Lifestyle choices: the good and bad news

As we enter the holiday period, it’s worthwhile looking at how all those seasonal temptations can affect multiple sclerosis.

Smoking is near the top of everyone’s hit list, as you might expect. Surveys have shown that a majority of people with MS have smoked at one time or another (Marrie and colleagues. Neuroepidemiology 2009;32:72-79), although many people try to quit after they’re diagnosed. The current estimate is that about 1 in 6 people with MS continue to smoke (Healy and colleagues. Arch Neurol 2009;66:858-864), a slightly lower rate than what’s seen in the non-MS population.

It’s well established that smoking increases the risk of developing MS (Handel and colleagues. PLoS One 2011;6:e16149). This has prompted some to speculate that the increasing prevalence of MS (especially among women) in society is linked to the increasing prevalence of smoking, a phenomenon that peaked in 1965 (as fans of Mad Men will appreciate) (Palacios and colleagues. Ann Epidemiol 2011;21:536-542). It’s an interesting idea, but one that’s difficult to prove.

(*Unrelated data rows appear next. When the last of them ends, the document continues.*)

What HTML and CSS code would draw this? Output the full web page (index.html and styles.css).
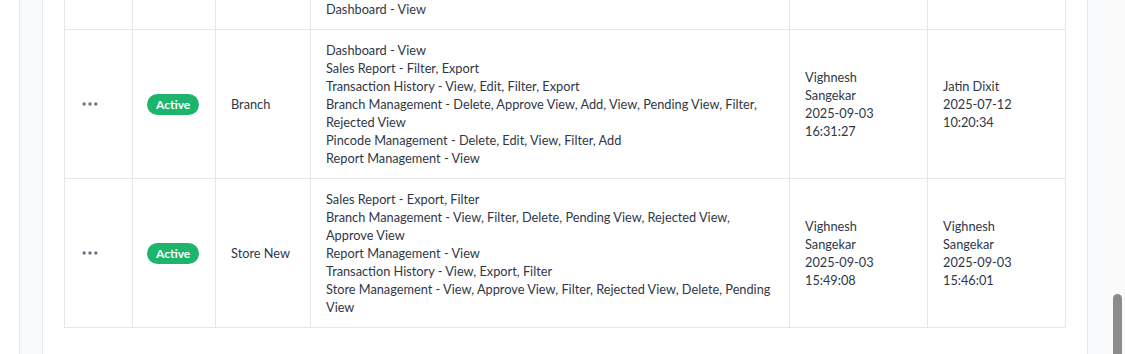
FILE: index.html
```html
<!DOCTYPE html>
<html lang="en">
<head>
<meta charset="utf-8">
<title>Roles</title>
<link rel="stylesheet" href="styles.css">
</head>
<body>
<div class="app">
  <aside class="rail"></aside>
  <div class="gutter"></div>
  <main class="card">
    <table class="roles">
      <colgroup>
        <col class="c-act"><col class="c-status"><col class="c-name"><col class="c-perm"><col class="c-by"><col class="c-by">
      </colgroup>
      <tbody>
        <tr>
          <td></td>
          <td></td>
          <td></td>
          <td class="perm">
            <div>Dashboard - View</div>
          </td>
          <td class="by"></td>
          <td class="by"></td>
        </tr>
        <tr>
          <td class="act"><button class="more" aria-label="More actions"><svg viewBox="0 0 24 24" width="20" height="20" fill="none" stroke="currentColor" stroke-width="2" stroke-linecap="round" stroke-linejoin="round"><circle cx="12" cy="12" r="1"/><circle cx="19" cy="12" r="1"/><circle cx="5" cy="12" r="1"/></svg></button></td>
          <td class="status"><span class="badge">Active</span></td>
          <td>Branch</td>
          <td class="perm">
            <div>Dashboard - View</div>
            <div>Sales Report - Filter, Export</div>
            <div>Transaction History - View, Edit, Filter, Export</div>
            <div>Branch Management - Delete, Approve View, Add, View, Pending View, Filter, Rejected View</div>
            <div>Pincode Management - Delete, Edit, View, Filter, Add</div>
            <div>Report Management - View</div>
          </td>
          <td class="by">Vighnesh Sangekar<br>2025-09-03<br>16:31:27</td>
          <td class="by">Jatin Dixit<br>2025-07-12<br>10:20:34</td>
        </tr>
        <tr>
          <td class="act"><button class="more" aria-label="More actions"><svg viewBox="0 0 24 24" width="20" height="20" fill="none" stroke="currentColor" stroke-width="2" stroke-linecap="round" stroke-linejoin="round"><circle cx="12" cy="12" r="1"/><circle cx="19" cy="12" r="1"/><circle cx="5" cy="12" r="1"/></svg></button></td>
          <td class="status"><span class="badge">Active</span></td>
          <td>Store New</td>
          <td class="perm">
            <div>Sales Report - Export, Filter</div>
            <div>Branch Management - View, Filter, Delete, Pending View, Rejected View, Approve View</div>
            <div>Report Management - View</div>
            <div>Transaction History - View, Export, Filter</div>
            <div>Store Management - View, Approve View, Filter, Rejected View, Delete, Pending View</div>
          </td>
          <td class="by">Vighnesh Sangekar<br>2025-09-03<br>15:49:08</td>
          <td class="by">Vighnesh Sangekar<br>2025-09-03<br>15:46:01</td>
        </tr>
      </tbody>
    </table>
  </main>
  <div class="gutter gutter-right"></div>
  <div class="scrollbar"><div class="thumb"></div></div>
</div>
</body>
</html>
```

FILE: styles.css
```css
* { box-sizing: border-box; }
html, body { margin: 0; padding: 0; }
body {
  font-family: "Lato", "Noto Sans", sans-serif;
  font-size: 12.75px;
  color: #2f3747;
  background: #ffffff;
}
.app {
  display: flex;
  height: 100vh;
  overflow: hidden;
}
.rail {
  width: 20px;
  flex: none;
  background: #ffffff;
  border-right: 1px solid #e4e6ec;
}
.gutter {
  width: 23px;
  flex: none;
  background: #f8f9fb;
  border-right: 1px solid #e4e6ec;
}
.gutter-right {
  width: 23px;
  border-right: none;
  border-left: 1px solid #e4e6ec;
}
.card {
  width: 1044px;
  flex: none;
  background: #ffffff;
  display: flex;
  flex-direction: column;
  justify-content: flex-end;
  padding: 0 0 26px 21px;
}
.scrollbar {
  width: 15px;
  flex: none;
  background: #fafafa;
  display: flex;
  flex-direction: column;
  justify-content: flex-end;
  padding: 0 3px 0 3px;
}
.thumb {
  height: 70px;
  margin-bottom: -10px;
  background: #8b8b8b;
  border-radius: 5px;
}
.roles {
  width: 1002px;
  table-layout: fixed;
  border-collapse: collapse;
  flex: none;
}
.c-act { width: 68px; }
.c-status { width: 83px; }
.c-name { width: 95px; }
.c-perm { width: 479px; }
.c-by { width: 138px; }
.roles td {
  border: 1px solid #e4e6ec;
  padding: 11px 15px;
  line-height: 18px;
  vertical-align: middle;
  text-align: left;
}
.roles tr:first-child td { border-top: none; }
.roles td.status { padding-left: 14px; }
.roles td.by { padding-right: 34px; }
.more {
  display: inline-flex;
  align-items: center;
  border: none;
  background: transparent;
  padding: 0;
  color: #6b7280;
  margin-top: -3px;
  vertical-align: middle;
}
.more svg { display: block; }
.badge {
  display: inline-block;
  background: #1cb56b;
  color: #ffffff;
  font-weight: 700;
  font-size: 12px;
  height: 21px;
  line-height: 21px;
  padding: 0 9px;
  border-radius: 11px;
}
```
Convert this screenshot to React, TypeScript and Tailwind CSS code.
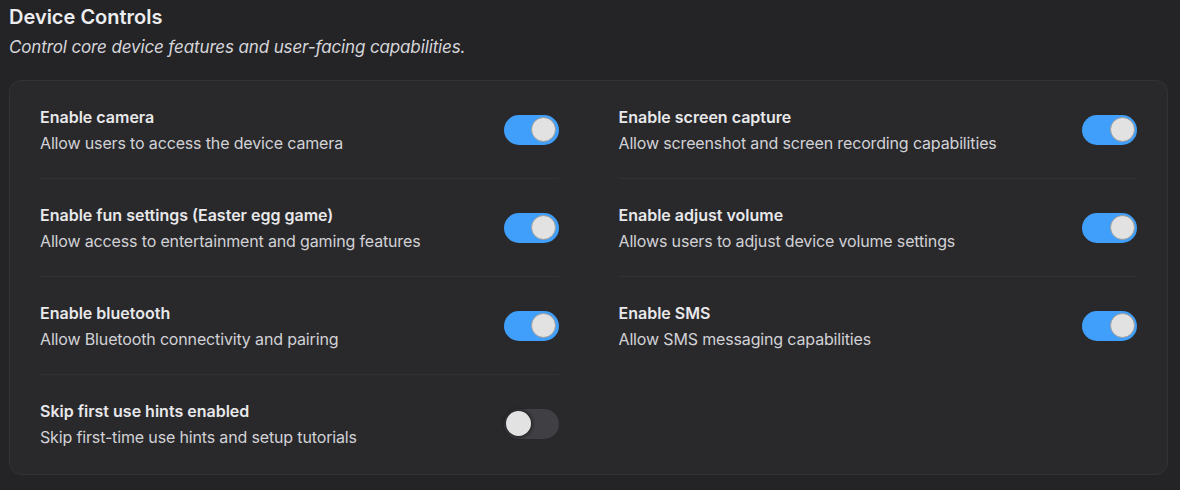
import { useState } from 'react'

type Setting = {
	id: string
	label: string
	description: string
	enabled: boolean
}

const leftSettings: Setting[] = [
	{ id: 'camera', label: 'Enable camera', description: 'Allow users to access the device camera', enabled: true },
	{ id: 'fun', label: 'Enable fun settings (Easter egg game)', description: 'Allow access to entertainment and gaming features', enabled: true },
	{ id: 'bluetooth', label: 'Enable bluetooth', description: 'Allow Bluetooth connectivity and pairing', enabled: true },
	{ id: 'hints', label: 'Skip first use hints enabled', description: 'Skip first-time use hints and setup tutorials', enabled: false },
]

const rightSettings: Setting[] = [
	{ id: 'capture', label: 'Enable screen capture', description: 'Allow screenshot and screen recording capabilities', enabled: true },
	{ id: 'volume', label: 'Enable adjust volume', description: 'Allows users to adjust device volume settings', enabled: true },
	{ id: 'sms', label: 'Enable SMS', description: 'Allow SMS messaging capabilities', enabled: true },
]

const Toggle = ({ checked, onChange }: { checked: boolean; onChange: () => void }) => (
	<button
		type="button"
		role="switch"
		aria-checked={checked}
		onClick={onChange}
		className={`flex h-[30px] w-[55px] shrink-0 items-center rounded-full p-[2.5px] ${
			checked ? 'bg-[#3f9ffb]' : 'bg-[#3f3f44]'
		}`}
	>
		<span
			className={`block h-[25px] w-[25px] rounded-full bg-[#e2e2e2] transition-transform ${
				checked
					? 'translate-x-[25px] border border-[#9c9c9c]'
					: 'translate-x-0 shadow-[0_0_3px_2px_rgba(0,0,0,0.35)]'
			}`}
		/>
	</button>
)

const SettingRow = ({ setting, onToggle }: { setting: Setting; onToggle: () => void }) => (
	<div className="flex items-center justify-between py-[24.5px]">
		<div className="flex flex-col gap-[4px]">
			<div className="text-[16px] font-semibold leading-[22px] text-[#e8e8ea]">{setting.label}</div>
			<div className="text-[16px] leading-[22px] tracking-[-0.15px] text-[#d2d2d6]">{setting.description}</div>
		</div>
		<Toggle checked={setting.enabled} onChange={onToggle} />
	</div>
)

const Column = ({ initial }: { initial: Setting[] }) => {
	const [items, setItems] = useState(initial)

	const toggle = (id: string) => {
		setItems(prev => prev.map(s => (s.id === id ? { ...s, enabled: !s.enabled } : s)))
	}

	return (
		<div className="flex flex-col divide-y divide-[#313135]">
			{items.map(s => (
				<SettingRow key={s.id} setting={s} onToggle={() => toggle(s.id)} />
			))}
		</div>
	)
}

export default function App() {
	return (
		<div
			className="min-h-[490px] w-full bg-[#242427] pl-[9px] pr-[12px] pt-[3px]"
			style={{ fontFamily: 'Inter, "Noto Sans", sans-serif' }}
		>
			<h2 className="text-[20px] font-semibold leading-[28px] text-[#ededef]">Device Controls</h2>
			<p className="mt-[5px] text-[17px] italic leading-[22px] tracking-[-0.13px] text-[#d6d6da]">
				Control core device features and user-facing capabilities.
			</p>

			<div className="mt-[22px] rounded-xl border border-[#333337] bg-[#29292c] px-[30px] pb-[2px]">
				<div className="grid grid-cols-2 gap-x-[60px]">
					<Column initial={leftSettings} />
					<Column initial={rightSettings} />
				</div>
			</div>
		</div>
	)
}
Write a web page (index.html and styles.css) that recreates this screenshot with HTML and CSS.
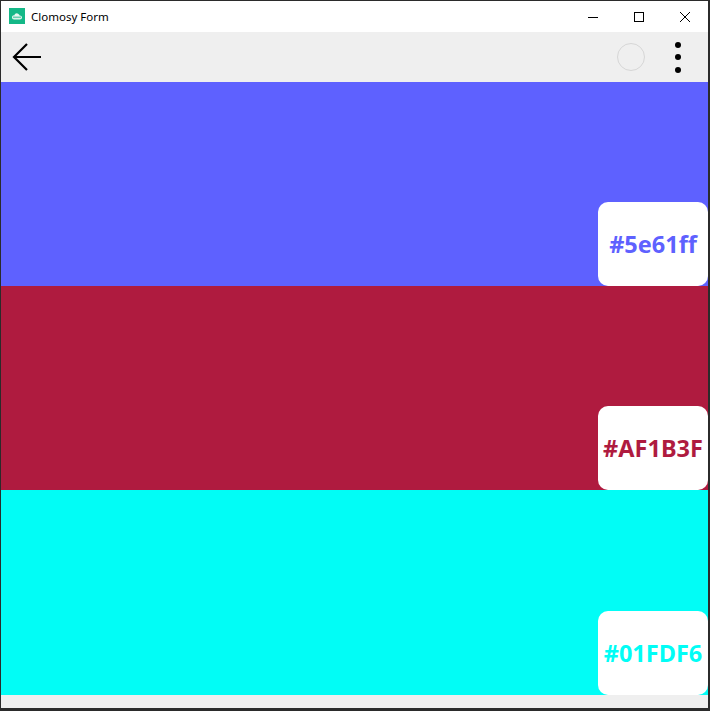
FILE: index.html
```html
<!DOCTYPE html>
<html>
<head>
<meta charset="utf-8">
<link rel="stylesheet" href="styles.css">
</head>
<body>
<div class="window">
  <div class="titlebar">
    <div class="app-icon">
      <svg width="16" height="16" viewBox="0 0 16 16"><rect width="16" height="16" fill="#14b887"/><path d="M3 9.5c0-1.5 1.2-2.3 2.3-2.1.4-1.4 1.6-2.2 3-2 1.1.1 2 .9 2.3 2 1.3-.1 2.4.8 2.4 2.1 0 1.2-1 2-2.2 2H5c-1.1 0-2-.8-2-2z" fill="#e8f7f1"/><rect x="4" y="8.5" width="8" height="1.6" fill="#14b887" opacity="0.6"/></svg>
    </div>
    <span class="title">Clomosy Form</span>
    <div class="controls">
      <span class="ctl"><svg width="12" height="12" viewBox="0 0 12 12"><path d="M1 6.5h10" stroke="#000" stroke-width="1"/></svg></span>
      <span class="ctl"><svg width="12" height="12" viewBox="0 0 12 12"><rect x="1.5" y="1.5" width="9" height="9" fill="none" stroke="#000" stroke-width="1"/></svg></span>
      <span class="ctl"><svg width="12" height="12" viewBox="0 0 12 12"><path d="M1 1l10 10M11 1L1 11" stroke="#000" stroke-width="1"/></svg></span>
    </div>
  </div>
  <div class="toolbar">
    <svg class="back" width="32" height="32" viewBox="0 0 32 32"><path d="M30 16H3M16 3L3 16l13 13" fill="none" stroke="#000" stroke-width="2.2"/></svg>
    <div class="spacer"></div>
    <div class="circle"></div>
    <div class="dots"><span></span><span></span><span></span></div>
  </div>
  <div class="band b1"><div class="label">#5e61ff</div></div>
  <div class="band b2"><div class="label">#AF1B3F</div></div>
  <div class="band b3"><div class="label">#01FDF6</div></div>
  <div class="footer"></div>
</div>
</body>
</html>
```
FILE: styles.css
```css
html, body {
  margin: 0;
  padding: 0;
  width: 710px;
  height: 711px;
  background: #2b2b2b;
  overflow: hidden;
}
.window {
  box-sizing: border-box;
  width: 710px;
  height: 711px;
  border-style: solid;
  border-color: #2b2b2b;
  border-width: 1px 2px 3px 1px;
  display: flex;
  flex-direction: column;
  background: #efefef;
  font-family: "Noto Sans", "Open Sans", sans-serif;
}
.titlebar {
  height: 31px;
  background: #fff;
  display: flex;
  align-items: center;
  flex-shrink: 0;
}
.app-icon {
  width: 16px;
  height: 16px;
  margin-left: 8px;
  margin-top: -1px;
}
.app-icon svg { display: block; }
.title {
  margin-left: 6px;
  font-size: 11.5px;
  color: #000;
  margin-top: -1px;
}
.controls {
  margin-left: auto;
  display: flex;
  height: 100%;
}
.ctl {
  width: 46px;
  display: flex;
  align-items: center;
  justify-content: center;
}
.ctl svg { display: block; }
.toolbar {
  height: 50px;
  background: #efefef;
  display: flex;
  align-items: center;
  flex-shrink: 0;
}
.back {
  margin-left: 10px;
  display: block;
}
.spacer { flex: 1; }
.circle {
  width: 28px;
  height: 28px;
  border-radius: 50%;
  border: 1px solid #d6d6d6;
  box-sizing: border-box;
  margin-right: 30px;
}
.dots {
  display: flex;
  flex-direction: column;
  gap: 6.5px;
  margin-right: 27px;
}
.dots span {
  width: 6px;
  height: 6px;
  border-radius: 50%;
  background: #000;
}
.band {
  height: 204px;
  display: flex;
  align-items: flex-end;
  justify-content: flex-end;
  flex-shrink: 0;
}
.b1 { background: #5e61ff; color: #5e61ff; }
.b2 { background: #af1b3f; color: #af1b3f; }
.b3 { background: #01fdf6; color: #01fdf6; height: 205px; }
.label {
  width: 110px;
  height: 84px;
  background: #fff;
  border-radius: 10px;
  display: flex;
  align-items: center;
  justify-content: center;
  font-weight: 700;
  font-size: 23.5px;
  padding-top: 0;
  box-sizing: border-box;
}
.footer {
  flex: 1;
  background: #efefef;
}
```
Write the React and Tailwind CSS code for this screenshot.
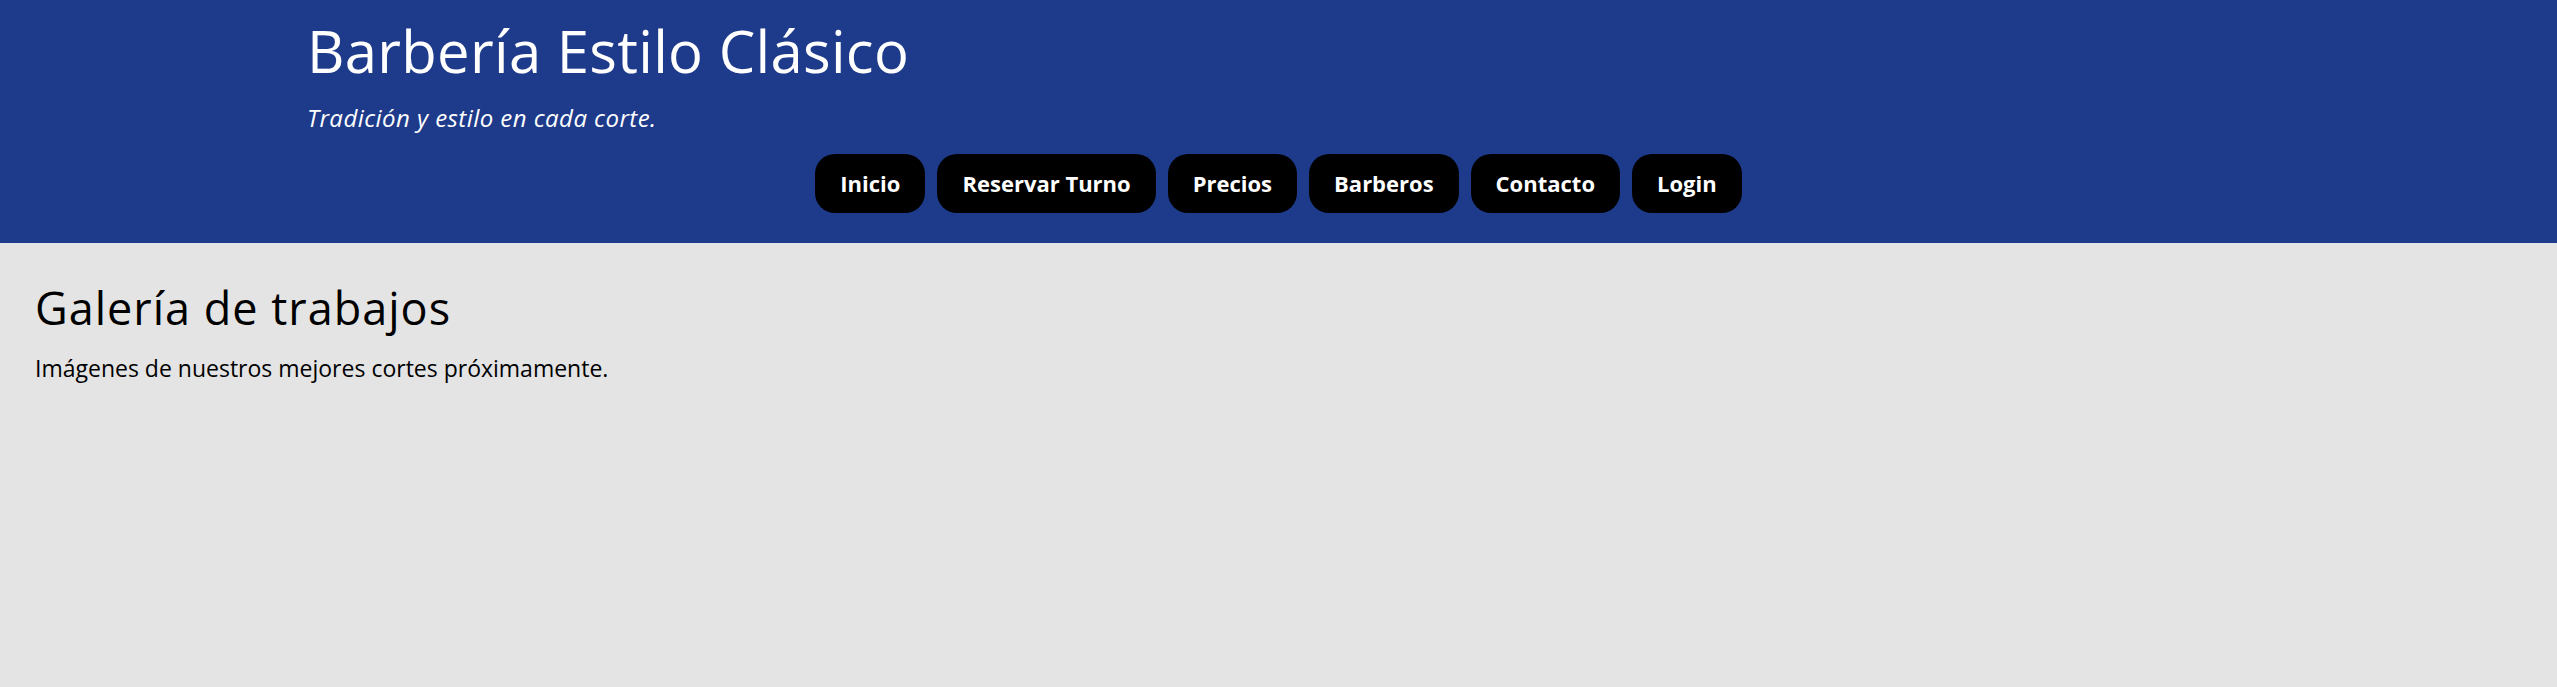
const links = ['Inicio', 'Reservar Turno', 'Precios', 'Barberos', 'Contacto', 'Login'];

const App = () => {
  return (
    <div className="min-h-screen bg-[#e4e4e4] font-['Open_Sans','Liberation_Sans',sans-serif] text-black">
      {/* Header */}
      <header className="bg-[#1e3a8a] text-white pt-[16px] pb-[30px]">
        <div className="pl-[307px]">
          <h1 className="text-[58px] leading-[70px] font-normal tracking-[0.3px]">Barbería Estilo Clásico</h1>
          <p className="mt-[17px] text-[24px] leading-[29px] italic tracking-[0.45px]">Tradición y estilo en cada corte.</p>
        </div>
        <nav className="mt-[22px] flex justify-center gap-[12px]">
          {links.map((label) => (
            <a
              key={label}
              href="#"
              className="flex h-[59px] items-center rounded-[20px] bg-black px-[25px] text-[22px] font-bold text-white"
            >
              {label}
            </a>
          ))}
        </nav>
      </header>

      {/* Gallery */}
      <main className="px-[35px] pt-[38px]">
        <h2 className="text-[45px] leading-[54px] font-normal tracking-[1px]">Galería de trabajos</h2>
        <p className="mt-[19px] text-[23px] leading-[28px]">Imágenes de nuestros mejores cortes próximamente.</p>
      </main>
    </div>
  );
};

export default App;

Does continuing to smoke after you’re diagnosed make MS worse? Here the results are a little more mixed. One study found that smoking is associated with larger brain lesions on MRI (Zivadinov and colleagues. Neurology 2009;73:504-510). Other studies have suggested that smokers are at risk of developing disability earlier (Manouchehrinia and colleagues. Brain 2013;136(Pt 7):2298-2304), although this has been disputed (Handel 2011). One group of researchers found that smokers were somewhat less likely to have a relapse, but had a higher risk of progression (Pittas and colleagues. J Neurol 2009;256:577-585). And others have reported that smoking doesn’t appear to make other MS symptoms worse (Shirani & Tremlett. J Inflamm Res 2010;3:115-126).

Smoking may also indirectly affect MS because it’s been shown to increase the likelihood of having a poor response to some MS therapies, such as the interferons (Avonex, Betaseron/Extavia, Rebif) and Tysabri (Hedstrom AK and colleagues. Mult Scler 2013; epublished August 7, 2013; Hedstrom and colleagues. Mult Scler 2013; epublished December 5, 2013). In both cases, smoking promotes the development of antibodies to these drugs, so the treatments become less effective.

Of course a smoker’s list of New Year’s resolutions isn’t complete without a mention of quitting. To add to the incentive, a study at the Karolinska Institute in Sweden recently reported that nicotine may lower the risk of developing MS because of its anti-inflammatory effects (Hedstrom and colleagues. Mult Scler 2013;19:1009-1013). So nicotine patches or gum may help you quit – and could provide some added benefit to your MS.

The news is a little better when it comes to alcohol. A large study recently found that people who consumed moderate amounts of alcohol had a better quality of life and a lower risk of disability compared to alcohol abstainers (Weiland and colleagues. J Neurol Sci 2013; epublished November 8, 2013). Similarly, a Belgian study found that people who enjoyed a glass of wine with dinner or the occasional beer were less likely to develop significant disability (D’hooghe and colleagues. Eur J Neurol 2012;19:616-624).

So if you plan to toast the New Year, you can do it guilt-free. A little alcohol won’t have an impact on your MS.